DO THIS: How many lines in the listing below include the word "that"? Answer with the number and nothing else.

--- SUPPLIED MATERIAL ---

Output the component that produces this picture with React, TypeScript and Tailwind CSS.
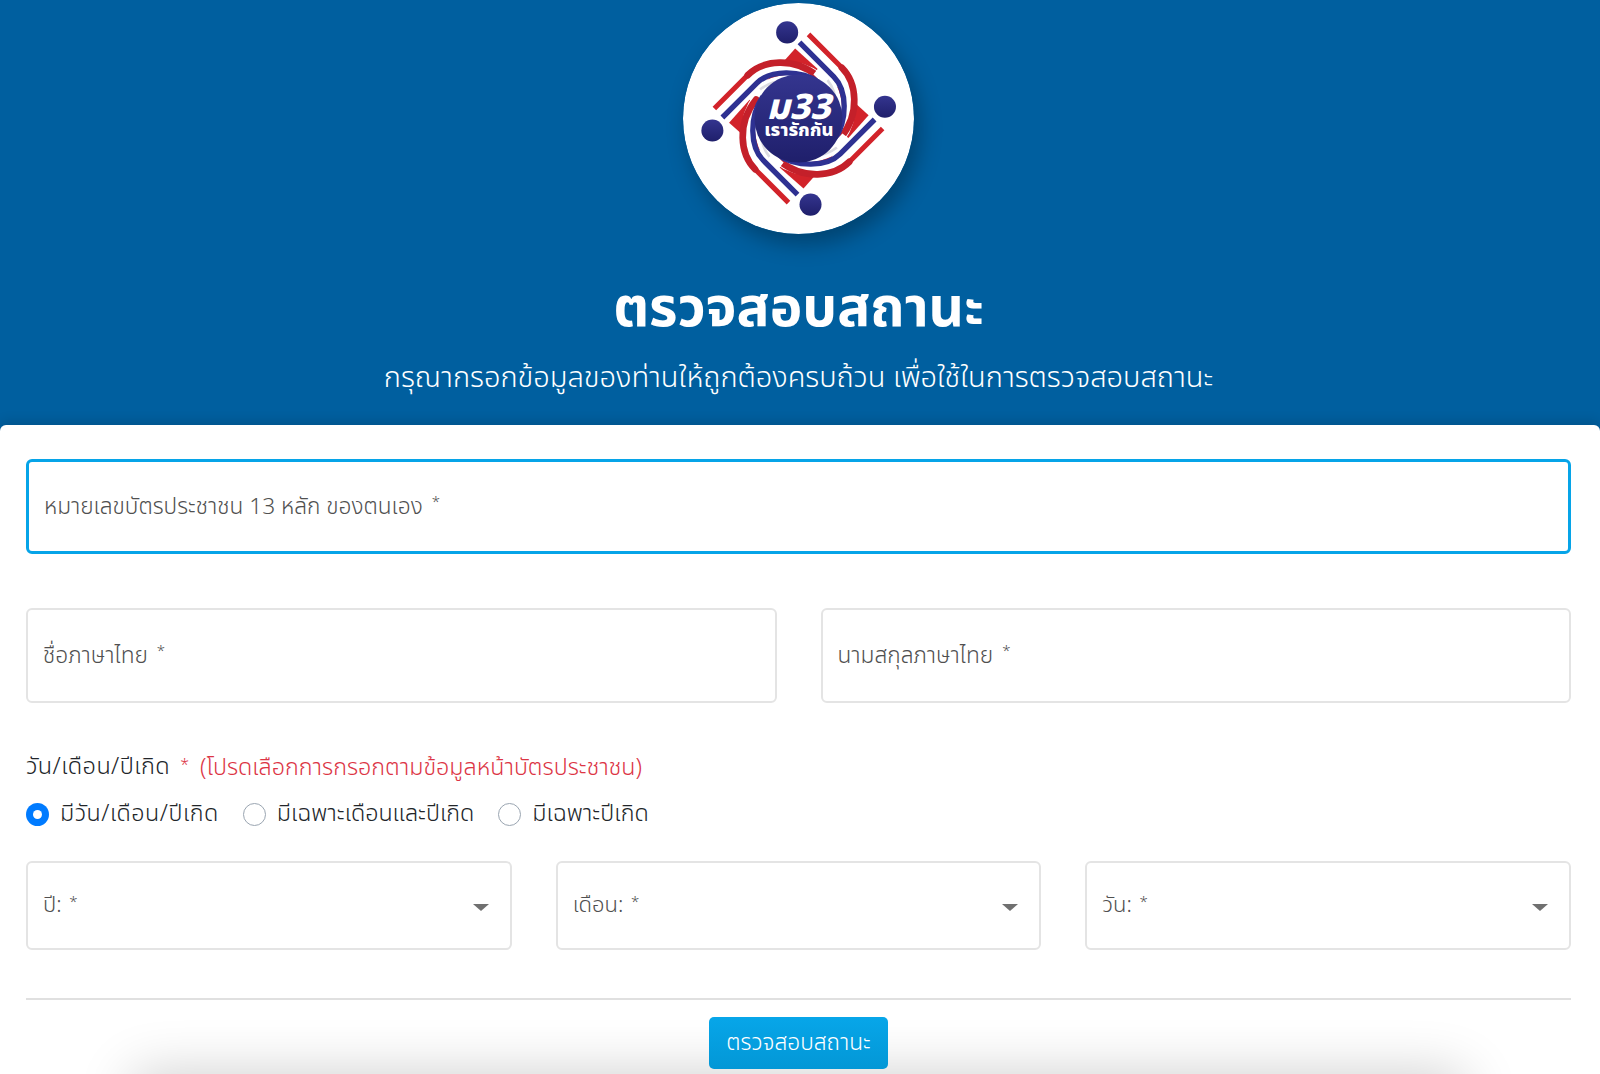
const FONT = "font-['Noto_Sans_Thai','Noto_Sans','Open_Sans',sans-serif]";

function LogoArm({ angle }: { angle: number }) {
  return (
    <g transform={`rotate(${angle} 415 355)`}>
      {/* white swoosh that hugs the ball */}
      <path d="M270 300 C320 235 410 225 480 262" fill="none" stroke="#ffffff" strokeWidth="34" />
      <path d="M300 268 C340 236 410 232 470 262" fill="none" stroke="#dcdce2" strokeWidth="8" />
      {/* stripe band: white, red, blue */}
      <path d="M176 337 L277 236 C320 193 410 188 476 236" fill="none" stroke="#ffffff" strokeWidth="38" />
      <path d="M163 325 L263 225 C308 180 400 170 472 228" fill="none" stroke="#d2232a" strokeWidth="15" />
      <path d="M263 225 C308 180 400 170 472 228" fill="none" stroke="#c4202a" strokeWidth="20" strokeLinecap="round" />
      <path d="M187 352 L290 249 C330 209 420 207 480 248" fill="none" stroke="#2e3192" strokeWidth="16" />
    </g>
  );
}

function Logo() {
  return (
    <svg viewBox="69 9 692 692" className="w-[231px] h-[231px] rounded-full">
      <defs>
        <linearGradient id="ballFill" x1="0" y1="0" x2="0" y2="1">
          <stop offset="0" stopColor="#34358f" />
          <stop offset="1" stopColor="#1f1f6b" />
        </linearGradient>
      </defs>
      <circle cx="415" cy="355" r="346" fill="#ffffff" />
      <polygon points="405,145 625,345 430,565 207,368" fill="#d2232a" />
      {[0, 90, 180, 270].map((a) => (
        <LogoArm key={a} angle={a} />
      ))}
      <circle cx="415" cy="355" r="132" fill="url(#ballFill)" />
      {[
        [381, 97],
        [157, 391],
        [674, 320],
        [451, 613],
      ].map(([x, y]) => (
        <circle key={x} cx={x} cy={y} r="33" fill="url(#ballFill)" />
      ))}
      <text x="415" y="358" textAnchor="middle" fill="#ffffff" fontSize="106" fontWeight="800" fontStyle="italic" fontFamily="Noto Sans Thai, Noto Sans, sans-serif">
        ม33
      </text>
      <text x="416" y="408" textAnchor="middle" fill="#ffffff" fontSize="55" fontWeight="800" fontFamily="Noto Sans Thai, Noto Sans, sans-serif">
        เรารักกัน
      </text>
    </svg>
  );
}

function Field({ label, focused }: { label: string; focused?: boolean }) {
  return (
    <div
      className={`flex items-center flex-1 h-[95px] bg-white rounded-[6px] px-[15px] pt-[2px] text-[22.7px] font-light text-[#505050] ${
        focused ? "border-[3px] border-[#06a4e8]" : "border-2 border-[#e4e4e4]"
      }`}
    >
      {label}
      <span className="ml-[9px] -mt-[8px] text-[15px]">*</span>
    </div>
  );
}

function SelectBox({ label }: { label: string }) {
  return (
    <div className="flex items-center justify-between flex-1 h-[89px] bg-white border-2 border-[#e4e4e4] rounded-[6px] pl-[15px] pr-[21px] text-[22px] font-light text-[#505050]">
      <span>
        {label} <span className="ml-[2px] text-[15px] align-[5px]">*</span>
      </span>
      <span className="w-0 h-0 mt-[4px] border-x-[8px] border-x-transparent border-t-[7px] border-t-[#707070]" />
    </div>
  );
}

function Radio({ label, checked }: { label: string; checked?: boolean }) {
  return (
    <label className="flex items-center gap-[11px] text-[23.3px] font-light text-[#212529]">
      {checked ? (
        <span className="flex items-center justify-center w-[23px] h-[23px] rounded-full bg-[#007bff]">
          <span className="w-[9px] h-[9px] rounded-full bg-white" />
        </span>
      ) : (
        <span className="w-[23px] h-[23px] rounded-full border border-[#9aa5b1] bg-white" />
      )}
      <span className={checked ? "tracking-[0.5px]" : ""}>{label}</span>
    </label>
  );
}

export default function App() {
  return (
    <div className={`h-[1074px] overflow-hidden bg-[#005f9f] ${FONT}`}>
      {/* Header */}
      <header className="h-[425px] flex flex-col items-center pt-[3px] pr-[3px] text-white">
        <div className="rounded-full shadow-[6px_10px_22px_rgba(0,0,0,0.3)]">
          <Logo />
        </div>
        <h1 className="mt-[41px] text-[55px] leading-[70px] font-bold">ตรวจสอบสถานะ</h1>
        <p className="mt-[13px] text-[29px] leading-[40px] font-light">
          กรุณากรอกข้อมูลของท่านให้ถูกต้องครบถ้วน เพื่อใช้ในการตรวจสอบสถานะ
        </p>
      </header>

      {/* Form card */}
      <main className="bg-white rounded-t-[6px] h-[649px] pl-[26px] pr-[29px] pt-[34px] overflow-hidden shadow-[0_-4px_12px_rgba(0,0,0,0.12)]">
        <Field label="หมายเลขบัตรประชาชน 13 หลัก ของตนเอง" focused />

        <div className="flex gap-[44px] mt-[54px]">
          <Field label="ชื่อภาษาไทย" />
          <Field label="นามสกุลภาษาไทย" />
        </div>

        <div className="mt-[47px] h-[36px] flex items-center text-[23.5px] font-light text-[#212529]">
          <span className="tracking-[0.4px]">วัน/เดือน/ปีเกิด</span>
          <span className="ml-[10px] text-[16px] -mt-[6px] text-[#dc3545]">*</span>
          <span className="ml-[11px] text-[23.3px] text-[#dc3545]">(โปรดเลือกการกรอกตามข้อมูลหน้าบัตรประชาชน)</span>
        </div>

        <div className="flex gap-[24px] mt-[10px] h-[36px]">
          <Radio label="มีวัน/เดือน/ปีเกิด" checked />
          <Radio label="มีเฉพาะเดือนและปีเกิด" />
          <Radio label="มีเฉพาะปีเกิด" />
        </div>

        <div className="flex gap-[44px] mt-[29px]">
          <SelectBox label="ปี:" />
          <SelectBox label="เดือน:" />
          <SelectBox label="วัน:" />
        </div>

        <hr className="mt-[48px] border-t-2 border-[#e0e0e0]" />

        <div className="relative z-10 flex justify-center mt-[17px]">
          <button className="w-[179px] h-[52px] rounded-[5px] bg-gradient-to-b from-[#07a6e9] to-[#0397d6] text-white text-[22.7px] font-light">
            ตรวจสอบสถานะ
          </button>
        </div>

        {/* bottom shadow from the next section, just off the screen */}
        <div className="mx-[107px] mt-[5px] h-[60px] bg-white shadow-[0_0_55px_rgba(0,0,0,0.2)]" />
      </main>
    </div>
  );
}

---

FINISHED EXERCISE: 2